Some of that technology is moving quickly. The batteries magniX uses have doubled in capacity in the past few years. A half-decade ago, electric flight seemed fanciful. Now it is plausible.

“Some of it is showing what the art of the possible is,” said Riona Armesmith, chief technology officer at magniX. Do that, and “the world kind of goes, ‘okay, this isn’t totally crazy. This is viable.’ You have to start somewhere.”

Some of the electric surprises have been happy ones. The first eBeaver, for example, has revealed itself to be a unique bird.

A pilot typically sets the throttles on a gas-powered Beaver to 62 per cent to keep the 2½ tonne Beaver in level flight. When the eBeaver test pilot moved the throttle to that position, he reported “we’re going awfully fast for cruise here,” Ms. Holtz recalled. A gas Beaver usually cruises at about 170 kilometres an hour. The eBeaver hit 220. To cruise at 170 k/h, it only needs 41 per cent of maximum power.

The Beaver is no aerodynamic wonder. Engineers call it a “snowplow.”

The eBeaver, however, uses a newer, more efficient propeller. Its electric engine needs to scoop less air for cooling, making it more streamlined.
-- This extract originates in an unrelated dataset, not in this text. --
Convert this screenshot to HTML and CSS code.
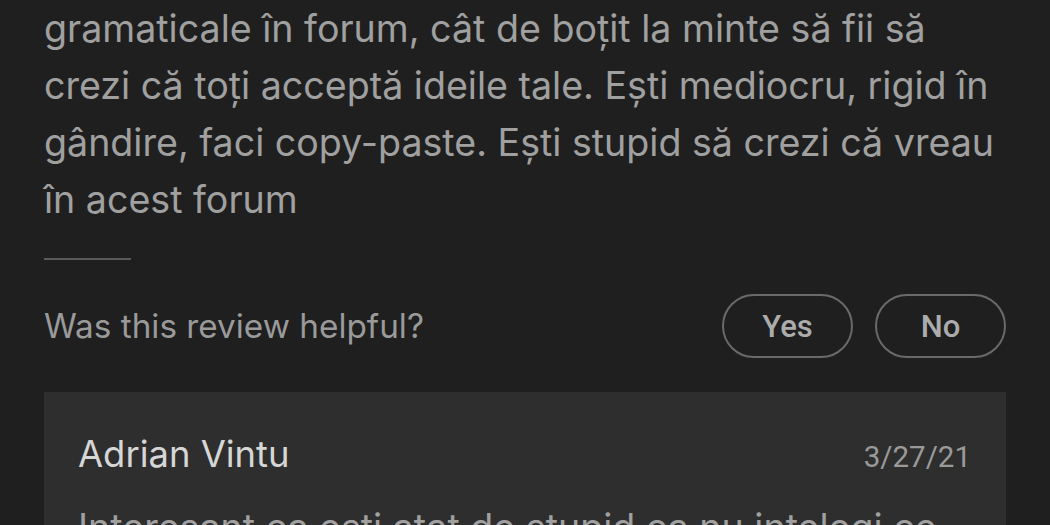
FILE: index.html
```html
<!DOCTYPE html>
<html lang="ro">
<head>
<meta charset="utf-8">
<title>Review</title>
<link rel="stylesheet" href="styles.css">
</head>
<body>
<main class="page">
  <p class="review-text">gramaticale în forum, cât de boțit la minte să fii să crezi că toți acceptă ideile tale. Ești mediocru, rigid în gândire, faci copy-paste. Ești stupid să crezi că vreau în acest forum</p>
  <div class="divider"></div>
  <div class="helpful">
    <span class="helpful-label">Was this review helpful?</span>
    <div class="helpful-actions">
      <button class="pill">Yes</button>
      <button class="pill">No</button>
    </div>
  </div>
  <section class="reply">
    <div class="reply-head">
      <span class="reply-name">Adrian Vintu</span>
      <span class="reply-date">3/27/21</span>
    </div>
    <p class="reply-text">Interesant ca esti atat de stupid ca nu intelegi ce scrii si ce citesti in acest forum</p>
  </section>
</main>
</body>
</html>
```
FILE: styles.css
```css
html, body {
  margin: 0;
  padding: 0;
  background: #1f1f1f;
  overflow: hidden;
}
.page {
  width: 962px;
  padding: 0 44px;
  font-family: Inter, "Open Sans", sans-serif;
}
.review-text {
  margin: 0;
  width: 970px;
  font-size: 37.6px;
  line-height: 57px;
  color: #a0a0a0;
}
.divider {
  width: 87px;
  height: 2px;
  background: #5a5a5a;
  margin-top: 30px;
}
.helpful {
  display: flex;
  align-items: center;
  justify-content: space-between;
  margin-top: 34px;
}
.helpful-label {
  font-size: 33.3px;
  color: #9a9a9a;
}
.helpful-actions {
  display: flex;
  gap: 22px;
}
.pill {
  box-sizing: border-box;
  height: 64px;
  width: 131px;
  border: 2px solid #6a6a6a;
  border-radius: 32px;
  background: transparent;
  color: #acacac;
  font-family: Roboto, sans-serif;
  font-weight: 500;
  font-size: 31px;
  padding: 0;
}
.reply {
  margin-top: 34px;
  background: #2e2e2e;
  padding: 40px 35px 0 34px;
  height: 200px;
}
.reply-head {
  display: flex;
  justify-content: space-between;
  align-items: baseline;
}
.reply-name {
  font-size: 36.4px;
  color: #d6d6d6;
}
.reply-date {
  font-family: Roboto, sans-serif;
  font-size: 29.5px;
  color: #9a9a9a;
}
.reply-text {
  margin: 23px 0 0;
  font-size: 37.6px;
  line-height: 57px;
  color: #a0a0a0;
}
```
“We got a pretty significant improvement in performance, said Ms. Holtz. That “is fundamentally where we went from being non-viable to viable.”

Flying an eBeaver from Vancouver to Victoria is vastly different from a trans-Pacific flight on electricity, and there is to date little indication that it will help the aviation industry writ large navigate climate change.

Still, it may keep a Canadian icon in the air.

First flown in 1947, the DHC-2 Beaver remains a workhorse of the skies, a plane called one of the country’s most important engineering achievements. Batteries, Mr. Loxton believes, will keep them aloft.

One day, he said, the Beaver “will be 100 years old – and it will be electric.”